String_trio_newyork-gut_reaction_span3
June 2003

String Trio of New York
Gut Reaction
OmniTone

When you think of a string trio, you anticipate chamber jazz, likely on the quiet side, with lots of air between the instruments and come-hither sonorities like ear candy.

Wrong. S3NY (as they abbreviate themselves) is dense and jagged and loud. John Lindberg strums and hammers (with the back of his bow?) the strings of his bass. Rob Thomas plucks his violin and makes it squeal. James Emery's thrashing chords create thick washes of sound from his acoustic guitar. Effete this band is not.
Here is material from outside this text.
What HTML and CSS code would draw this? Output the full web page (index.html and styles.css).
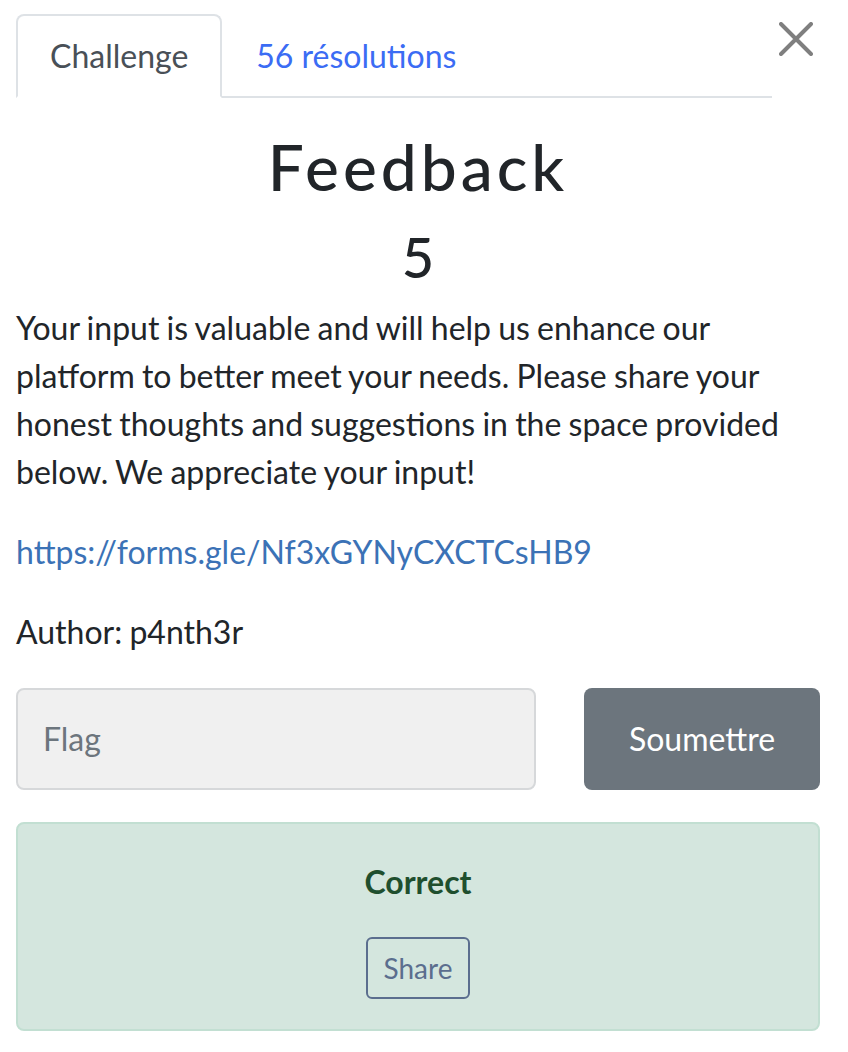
FILE: index.html
```html
<!DOCTYPE html>
<html lang="fr">
<head>
<meta charset="utf-8">
<title>Feedback</title>
<link rel="stylesheet" href="styles.css">
</head>
<body>
<div class="modal">
  <div class="top">
    <ul class="tabs">
      <li class="tab active">Challenge</li>
      <li class="tab link">56 résolutions</li>
    </ul>
    <button class="close" aria-label="Close">
      <svg width="34" height="34" viewBox="0 0 34 34"><path d="M2 2 L32 32 M32 2 L2 32" stroke="#7f7f7f" stroke-width="4" stroke-linecap="round" fill="none"/></svg>
    </button>
  </div>
  <h2 class="name">Feedback</h2>
  <h3 class="value">5</h3>
  <p>Your input is valuable and will help us enhance our platform to better meet your needs. Please share your honest thoughts and suggestions in the space provided below. We appreciate your input!</p>
  <p><a class="url" href="#">https://forms.gle/Nf3xGYNyCXCTCsHB9</a></p>
  <p>Author: p4nth3r</p>
  <div class="submit-row">
    <input class="flag" type="text" placeholder="Flag">
    <button class="submit">Soumettre</button>
  </div>
  <div class="alert">
    <strong class="correct">Correct</strong>
    <button class="share">Share</button>
  </div>
</div>
</body>
</html>
```

FILE: styles.css
```css
html, body {
  margin: 0;
  padding: 0;
  background: #ffffff;
}
body {
  font-family: Lato, "Open Sans", sans-serif;
  font-size: 32px;
  line-height: 1.5;
  color: #212529;
}
.modal {
  padding: 14px 28px 0 16px;
}
.top {
  display: flex;
  align-items: flex-start;
}
.tabs {
  flex: 1;
  display: flex;
  list-style: none;
  margin: 0;
  padding: 0;
  border-bottom: 2px solid #dee2e6;
}
.tab {
  padding: 16px 32px;
  margin-bottom: -2px;
  border: 2px solid transparent;
  border-radius: 8px 8px 0 0;
}
.tab.active {
  color: #495057;
  border-color: #dee2e6 #dee2e6 #ffffff;
}
.tab.link {
  color: #3b6cf4;
}
.close {
  background: none;
  border: 0;
  padding: 0;
  margin: 0;
  width: 48px;
  height: 50px;
  display: flex;
  align-items: center;
  justify-content: center;
}
.name {
  margin: 31px 0 0;
  text-align: center;
  font-size: 64px;
  font-weight: 500;
  line-height: 1.2;
  letter-spacing: 4px;
}
.value {
  margin: 17px 0 14px;
  text-align: center;
  font-size: 56px;
  font-weight: 500;
  line-height: 1.2;
}
p {
  margin: 0 0 32px;
  word-spacing: -1px;
}
.url {
  color: #3b72b6;
  text-decoration: none;
}
.submit-row {
  display: grid;
  grid-template-columns: 520px 236px;
  column-gap: 48px;
  margin-bottom: 32px;
}
.flag {
  box-sizing: border-box;
  height: 102px;
  padding: 0 25px;
  font-family: inherit;
  font-size: 32px;
  background: #f0f0f0;
  border: 2px solid #d6d8da;
  border-radius: 8px;
  color: #495057;
}
.flag::placeholder {
  color: #6c757d;
}
.submit {
  height: 102px;
  font-family: inherit;
  font-size: 32px;
  color: #ffffff;
  background: #6c757d;
  border: 0;
  border-radius: 8px;
}
.alert {
  box-sizing: border-box;
  width: 804px;
  height: 209px;
  background: #d4e6de;
  border: 2px solid #c2dfd2;
  border-radius: 8px;
  display: flex;
  flex-direction: column;
  align-items: center;
  padding-top: 34px;
}
.correct {
  color: #1f4f2e;
  font-weight: 700;
}
.share {
  margin-top: 31px;
  padding: 8px 16px;
  font-family: inherit;
  font-size: 28px;
  line-height: 1.5;
  color: #5b6e8e;
  background: transparent;
  border: 2px solid #5b6e8e;
  border-radius: 6px;
}
```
String Trio of New York, founded in 1977, can legitimately claim to be one of the longer-lived ensembles in jazz. They have recorded 14 previous studio albums. Gut Reaction (fine title) is billed as "their first internationally available live recording." It was taped at the Jazz Standard in New York by engineer Jon Rosenberg, who gets adequate clarity and detail in the stringed instruments, but with constricted stereo separation.

The program consists of three suites of new music. James Emery's "Resonance Suite" is actually interspersed between two other full suites, John Lindberg's "Nature, Time, Patience" and a work commissioned from trumpeter Dave Douglas, "In So Many Worlds (For Jaki Byard)." In the two works by band members, composed sections feel at least as abstract as the improvisation. Counterpoint is often tense. Calls receive argumentative responses. Tempos drift, slide to a stop, then lurch forward again.

Douglas' three-part suite is the most fully realized piece on the album, developing from the contrapuntal careening of "Ecstatic" (with Emery and Thomas flying in fractured formation) to "Mournful" (a piercing lament expressed in a long, twisting lines from Thomas' violin, lashed by Emery's ferocious strumming) to "In Praise" (a graceful theme that lingers in the mind, traced in delicate lines by Thomas' violin).

S3NY is intended as an interactive democratic entity, but new member Rob Thomas steals the show. He is a violinist of exceptional creative resources. He more than holds his own with split-second decisions in blistering collective improvisations, and he is riveting as a solo voice, with a rich, complex tone that can sing or shriek.

There is evidence that a violin renaissance is underway in jazz. Left of center is Billy Bang, whose Vietnam: The Aftermath was one of last year's strongest albums. Right of center is Regina Carter. Her record label, Verve, clearly hopes to make her a star. Roving the wide-open spaces between them is Rob Thomas, who can do anything they can do, better.